Merck trades at $294 billion of market capitalisation, a trailing P/E of 16.4 and a forward P/E of 23.3. The forward multiple is higher than the trailing multiple for a simple reason: consensus is modelling Keytruda's loss-of-exclusivity compressing operating income over the 2028-2031 window, which pulls forward-period earnings below trailing. That compression is the entire bear case on Merck. The ENFLONSIA approval, paired with a pipeline that now contains both concrete launches (Capvaxive, Winrevair, clesrovimab) and late-stage shots-on-goal (the Keytruda subcutaneous conversion, multiple TIGIT combinations), begins to redistribute probabilities in the 2029 revenue walk.

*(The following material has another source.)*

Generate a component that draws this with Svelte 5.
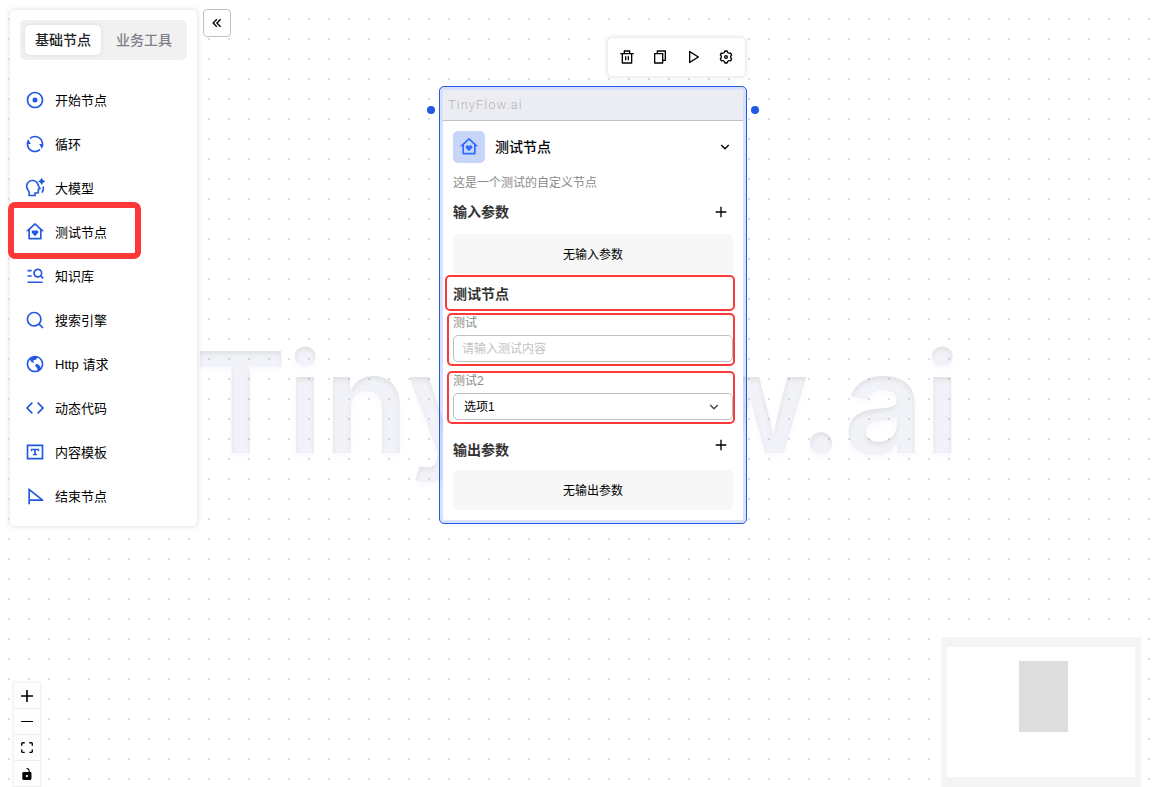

This is a Narrative piece because Merck's story only makes sense as a narrative. The trailing financials look excellent: revenue of $65.0 billion, operating income of $26.8 billion (up 32% YoY), free cash flow of $12.4 billion, a 2.81% dividend yield. The forward setup looks constrained by a single-product concentration risk. The clesrovimab approval is the first material dent in that concentration narrative.
The Signals Desk reads this as a pattern start, not a pattern end. A sector that re-rates on pipeline diversification evidence will not move on a single approval. It moves on a succession of three to five approvals that collectively change the 2029 base rate. ENFLONSIA is approval number one of that succession.